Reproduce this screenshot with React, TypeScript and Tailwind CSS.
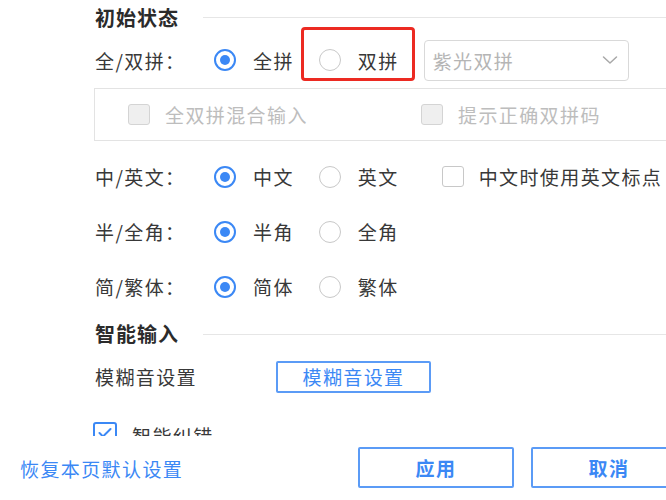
import React from "react";

/* ─── Small controls ─────────────────────────────────────────────────────── */
function Radio({ checked }: { checked?: boolean }) {
  return checked ? (
    <span className="w-[22px] h-[22px] rounded-full border-2 border-[#3b88f5] flex items-center justify-center shrink-0">
      <span className="w-[10px] h-[10px] rounded-full bg-[#3b88f5]" />
    </span>
  ) : (
    <span className="w-[22px] h-[22px] rounded-full border border-[#c8c8c8] shrink-0" />
  );
}

function Option({ checked, label, gap = "mr-[25px]" }: { checked?: boolean; label: string; gap?: string }) {
  return (
    <span className={`flex items-center ${gap}`}>
      <Radio checked={checked} />
      <span className="ml-[17px]">{label}</span>
    </span>
  );
}

function SectionTitle({ text }: { text: string }) {
  return (
    <div className="flex items-center h-full">
      <span className="font-bold text-[20px] tracking-[1px] text-[#2b2b2b]">{text}</span>
      <span className="flex-1 h-px bg-[#e6e6e6] ml-[24px]" />
    </div>
  );
}

/* ─── Page ───────────────────────────────────────────────────────────────── */
export default function App() {
  const rows = [
    { label: "中/英文：", a: "中文", b: "英文", extra: true },
    { label: "半/全角：", a: "半角", b: "全角" },
    { label: "简/繁体：", a: "简体", b: "繁体" },
  ];

  return (
    <div className="w-[666px] h-[500px] bg-white overflow-hidden text-[#383838] text-[19px] tracking-[1.4px] font-['Noto_Sans_CJK_SC','Noto_Sans',sans-serif] leading-none">
      {/* Scrollable settings area */}
      <div className="h-[436px] overflow-hidden pl-[95px]">
        <div className="h-[35px]">
          <SectionTitle text="初始状态" />
        </div>

        {/* 全/双拼 */}
        <div className="h-[50px] flex items-center">
          <span className="w-[119px]">全/双拼：</span>
          <Option checked label="全拼" />
          <span className="relative flex items-center mr-[25px]">
            <Option label="双拼" gap="" />
            <span className="absolute left-[-18px] right-[-16px] top-[-22px] bottom-[-10px] border-[3px] border-[#ec2a22] rounded-[4px]" />
          </span>
          <span className="w-[205px] h-[41px] border border-[#d9d9d9] rounded-[4px] flex items-center justify-between pl-[8px] pr-[10px] text-[#b5b5b5]">
            紫光双拼
            <svg width="16" height="10" viewBox="0 0 16 10" fill="none">
              <path d="M1.5 2l6.5 6 6.5-6" stroke="#a8a8a8" strokeWidth="1.5" strokeLinecap="round" strokeLinejoin="round" />
            </svg>
          </span>
        </div>

        {/* Disabled shuangpin options */}
        <div className="h-[53px] mt-[3px] -ml-px border border-[#e3e3e3] border-r-0 flex items-center pl-[33px] text-[#bdbdbd]">
          <span className="w-[22px] h-[21px] rounded-[3px] border border-[#d4d4d4] bg-[#efefef]" />
          <span className="ml-[15px] w-[256px]">全双拼混合输入</span>
          <span className="w-[22px] h-[21px] rounded-[3px] border border-[#d4d4d4] bg-[#efefef]" />
          <span className="ml-[15px]">提示正确双拼码</span>
        </div>

        <div className="mt-[8px]">
          {rows.map((r) => (
            <div key={r.label} className="h-[55px] flex items-center">
              <span className="w-[119px]">{r.label}</span>
              <Option checked label={r.a} />
              <Option label={r.b} gap="mr-[43px]" />
              {r.extra && (
                <span className="flex items-center whitespace-nowrap">
                  <span className="w-[22px] h-[21px] rounded-[3px] border border-[#c8c8c8] shrink-0" />
                  <span className="ml-[15px]">中文时使用英文标点</span>
                </span>
              )}
            </div>
          ))}
        </div>

        <div className="h-[40px]">
          <SectionTitle text="智能输入" />
        </div>

        <div className="h-[45px] flex items-center">
          <span className="w-[181px]">模糊音设置</span>
          <button className="w-[155px] h-[32px] border-2 border-[#5b9bf6] text-[#3b88f5] rounded-[2px] text-[19px] tracking-[1.4px]">
            模糊音设置
          </button>
        </div>

        <div className="flex items-start pt-[23px] -ml-[2px]">
          <span className="w-[24px] h-[22px] rounded-[3px] border-2 border-[#3b88f5] flex items-center justify-center">
            <svg width="14" height="12" viewBox="0 0 14 12" fill="none">
              <path d="M1.5 6l3.5 3.5 7.5-7.5" stroke="#3b88f5" strokeWidth="2" strokeLinecap="round" strokeLinejoin="round" />
            </svg>
          </span>
          <span className="ml-[15px] mt-[4px]">智能纠错</span>
        </div>
      </div>

      {/* Footer */}
      <div className="h-[64px] flex items-center pl-[20px]">
        <span className="text-[#3b88f5] w-[338px] shrink-0">恢复本页默认设置</span>
        <button className="w-[156px] h-[41px] border-2 border-[#5b9bf6] text-[#3b88f5] font-bold text-[19px] tracking-[1.4px] rounded-[2px] mt-[-2px] shrink-0">
          应用
        </button>
        <button className="w-[156px] h-[41px] border-2 border-[#5b9bf6] text-[#3b88f5] font-bold text-[19px] tracking-[1.4px] rounded-[2px] ml-[17px] mt-[-2px] shrink-0">
          取消
        </button>
      </div>
    </div>
  );
}
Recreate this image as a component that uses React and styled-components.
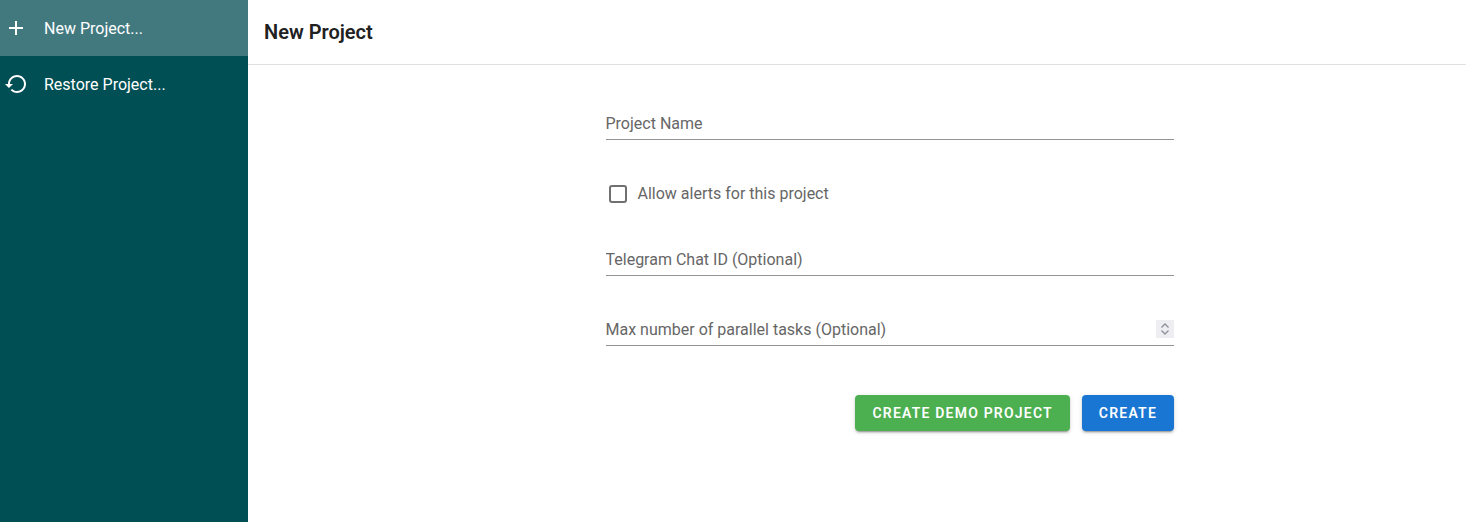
import React from 'react';
import styled, { createGlobalStyle } from 'styled-components';

const GlobalStyle = createGlobalStyle`
  html, body {
    margin: 0;
    padding: 0;
    height: 100%;
    background-color: #FFF;
    font-family: Roboto, "Liberation Sans", sans-serif;
  }

  * {
    box-sizing: border-box;
  }
`;

const Page = styled.div`
  display: flex;
  width: 100%;
  height: 522px;
  overflow: hidden;
`;

const Sidebar = styled.nav`
  display: flex;
  flex-direction: column;
  flex: 0 0 248px;
  background-color: #004f55;
`;

const NavItem = styled.div`
  display: flex;
  align-items: center;
  height: 56px;
  padding: 0 4px;
  color: #FFF;
  font-size: 16px;
  line-height: 24px;
  cursor: pointer;
  background-color: ${(props) => (props.$active ? '#41797f' : 'transparent')};
`;

const NavIcon = styled.svg`
  flex: none;
  width: 24px;
  height: 24px;
  margin-right: 16px;
  fill: #FFF;
`;

const NavLabel = styled.span`
  padding-top: 2px;
`;

const Content = styled.main`
  flex: 1;
  display: flex;
  flex-direction: column;
`;

const Header = styled.header`
  display: flex;
  align-items: center;
  height: 65px;
  padding: 0 16px;
  border-bottom: 1px solid #e0e0e0;
`;

const Title = styled.h1`
  margin: 0;
  font-size: 20px;
  font-weight: 600;
  line-height: 32px;
  color: #212121;
`;

const Form = styled.form`
  display: flex;
  flex-direction: column;
  width: 568.5px;
  margin-left: 357.5px;
  padding-top: 43px;
`;

const FieldWrap = styled.div`
  position: relative;
  margin-bottom: 38px;
`;

const Field = styled.input`
  display: block;
  width: 100%;
  height: 32px;
  padding: 0 0 1px;
  border: none;
  border-bottom: 1px solid #949494;
  border-radius: 0;
  outline: none;
  background: transparent;
  font-family: inherit;
  font-size: 16px;
  color: #212121;
  appearance: textfield;

  &::placeholder {
    color: #666;
    opacity: 1;
  }

  &::-webkit-inner-spin-button {
    appearance: none;
    margin: 0;
  }
`;

const Spinner = styled.svg`
  position: absolute;
  top: 6px;
  right: 0;
  width: 18px;
  height: 18px;
  background-color: #ededf2;
`;

const CheckRow = styled.label`
  display: flex;
  align-items: center;
  height: 28px;
  margin-bottom: 38px;
  padding-top: 4px;
  font-size: 16px;
  line-height: 24px;
  color: #666;
`;

const CheckBox = styled.span`
  flex: none;
  width: 18px;
  height: 18px;
  margin: 0 11px 0 3px;
  border: 2px solid #707070;
  border-radius: 3px;
`;

const Actions = styled.div`
  display: flex;
  justify-content: flex-end;
  gap: 12px;
  margin-top: 11px;
`;

const Button = styled.button`
  height: 36px;
  padding: 0 17px;
  border: none;
  border-radius: 4px;
  background-color: ${(props) => props.$color};
  color: #FFF;
  font-family: inherit;
  font-size: 14px;
  font-weight: 600;
  letter-spacing: 1.2px;
  text-transform: uppercase;
  cursor: pointer;
  box-shadow: 0 3px 1px -2px rgba(0, 0, 0, 0.2), 0 2px 2px 0 rgba(0, 0, 0, 0.14), 0 1px 5px 0 rgba(0, 0, 0, 0.12);
`;

const App = () => {
  return (
    <Page>
      <GlobalStyle />
      <Sidebar>
        <NavItem $active>
          <NavIcon viewBox="0 0 24 24">
            <path d="M19 13h-6v6h-2v-6H5v-2h6V5h2v6h6v2z" />
          </NavIcon>
          <NavLabel>New Project...</NavLabel>
        </NavItem>
        <NavItem>
          <NavIcon viewBox="0 0 24 24">
            <path d="M13 3c-4.97 0-9 4.03-9 9H1l3.89 3.89.07.14L9 12H6c0-3.87 3.13-7 7-7s7 3.13 7 7-3.13 7-7 7c-1.93 0-3.68-.79-4.94-2.06l-1.42 1.42C8.27 19.99 10.51 21 13 21c4.97 0 9-4.03 9-9s-4.03-9-9-9z" />
          </NavIcon>
          <NavLabel>Restore Project...</NavLabel>
        </NavItem>
      </Sidebar>
      <Content>
        <Header>
          <Title>New Project</Title>
        </Header>
        <Form onSubmit={(e) => e.preventDefault()}>
          <FieldWrap>
            <Field type="text" placeholder="Project Name" />
          </FieldWrap>
          <CheckRow>
            <CheckBox />
            Allow alerts for this project
          </CheckRow>
          <FieldWrap>
            <Field type="text" placeholder="Telegram Chat ID (Optional)" />
          </FieldWrap>
          <FieldWrap>
            <Field type="number" placeholder="Max number of parallel tasks (Optional)" />
            <Spinner viewBox="0 0 18 18">
              <path d="M5.5 7.5 9 4l3.5 3.5M5.5 10.5 9 14l3.5-3.5" fill="none" stroke="#8f8f9a" strokeWidth="1.3" />
            </Spinner>
          </FieldWrap>
          <Actions>
            <Button type="button" $color="#4caf50">Create Demo Project</Button>
            <Button type="submit" $color="#1976d2">Create</Button>
          </Actions>
        </Form>
      </Content>
    </Page>
  );
};

export default App;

* * *

> **Requirements**
Using the entries above, return each line in which the word "this" occurs.

> **Exercise response**
Reproduce this screenshot with React, TypeScript and Tailwind CSS.
Recreate this image as a component that uses React and styled-components.
            Allow alerts for this project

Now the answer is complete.